6. Use Docker Containers for Real Databases¶
For production-like integration tests:
import pytest
@pytest.fixture(scope="session")
def postgres_container():
"""Start a PostgreSQL container for integration tests."""
import docker
client = docker.from_env()
container = client.containers.run(
"postgres:15",
detach=True,
ports={"5432/tcp": None},
environment={
"POSTGRES_PASSWORD": "test",
"POSTGRES_DB": "testdb",
},
)
# Wait for postgres to be ready
import time
time.sleep(2)
port = container.ports["5432/tcp"][0]["HostPort"]
yield f"postgresql://postgres:test@localhost:{port}/testdb"
container.stop()
container.remove()
@pytest.mark.medium
def test_postgres_integration(postgres_container):
import psycopg2
conn = psycopg2.connect(postgres_container)
# Test with real PostgreSQL
...
7. Change Test Size¶
If the test legitimately requires database access:
import pytest
@pytest.mark.medium # Medium tests can access databases
def test_database_migration(db_connection):
from myapp.migrations import apply_migrations
apply_migrations(db_connection)
# Verify schema
cursor = db_connection.execute(
"SELECT name FROM sqlite_master WHERE type='table'"
)
tables = {row[0] for row in cursor.fetchall()}
assert "users" in tables
Best Practices¶
1. Start with WARN Mode¶
When first enabling database isolation, use warn mode to identify all violations:
pytest --test-categories-enforcement=warn 2>&1 | grep "Database connection violation"
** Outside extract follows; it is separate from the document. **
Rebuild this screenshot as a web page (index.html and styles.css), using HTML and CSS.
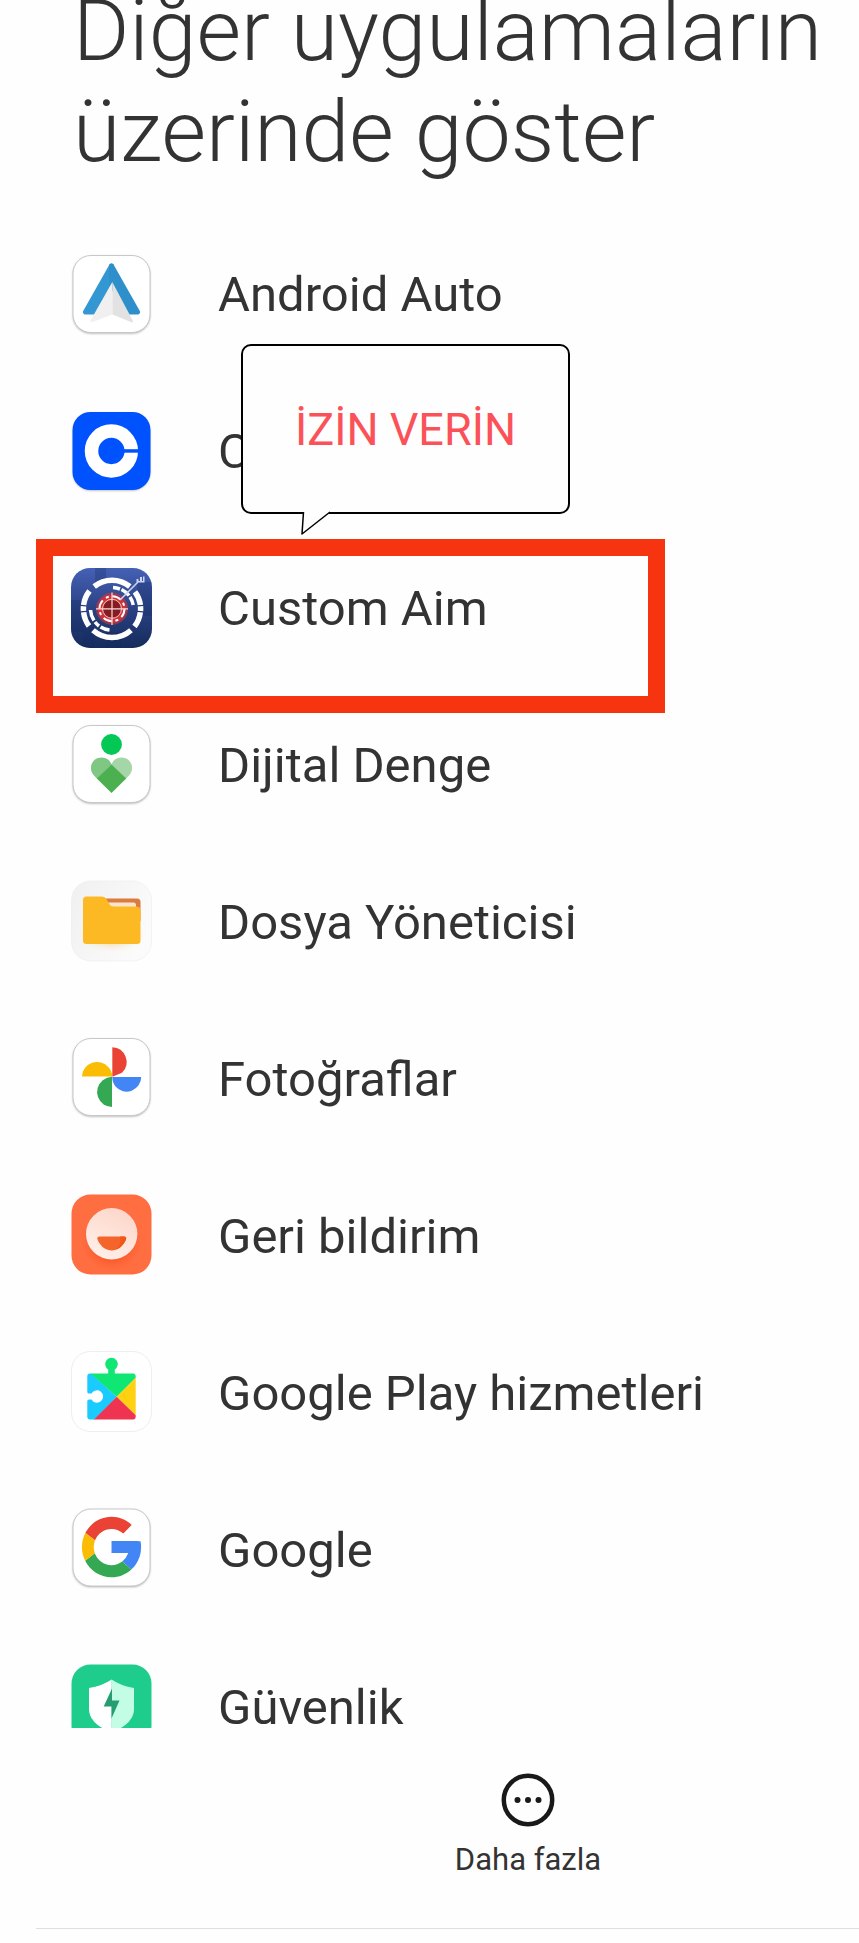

2. Use the Repository Pattern¶
Separate data access from business logic:
+------------------+ +-------------------+ +----------+
| Business Logic | --> | Repository | --> | Database |
| (Small Tests) | | (Interface) | | |
+------------------+ +-------------------+ +----------+
^
|
+-------+-------+
| |
+-----+-----+ +-----+-----+
| Fake | | Real |
| Repository| | Repository|
| (Tests) | | (Prod) |
+-----------+ +-----------+
3. Use Factories for Test Data¶
Create test data without database:
from dataclasses import dataclass, field
import uuid
@dataclass
class User:
id: str = field(default_factory=lambda: str(uuid.uuid4()))
name: str = "Test User"
email: str = "test@example.com"
# Easy to create test data
def test_user_email_validation():
user = User(email="invalid")
assert not is_valid_email(user.email)
4. Test Queries Separately¶
If you need to test SQL queries, do it in medium tests:
import pytest
# Small test: Test query building logic
@pytest.mark.small
def test_build_search_query():
from myapp.queries import build_user_search_query
query, params = build_user_search_query(name="Alice", active=True)
assert "WHERE" in query
assert "name LIKE ?" in query
assert "active = ?" in query
assert params == ("%Alice%", True)
# Medium test: Test query execution
@pytest.mark.medium
def test_execute_search_query(db_connection):
# Seed data
db_connection.execute("INSERT INTO users VALUES ('1', 'Alice', 1)")
from myapp.repos import search_users
results = search_users(db_connection, name="Alice")
assert len(results) == 1
Troubleshooting¶
“DatabaseViolationError” for :memory: SQLite¶
Even in-memory SQLite is blocked for small tests. This is intentional - use Python data structures instead.
Solution: Use dicts, lists, or dataclasses for test data.
“psycopg2.connect not being blocked”¶
Ensure the library is installed in your test environment. The plugin only patches libraries that are available.
“SQLAlchemy create_engine not blocked”¶
SQLAlchemy’s create_engine is lazy - it doesn’t connect until you actually execute a query. The connection happens when:
You call
engine.connect()You execute a query
You create a session that executes queries
The plugin intercepts the underlying database connection, not create_engine.
“Tests pass locally but fail in CI”¶
Common causes:
Different database versions
Schema differences
Missing migrations
Environment variable configuration
Solution: Use containerized databases with pinned versions for CI.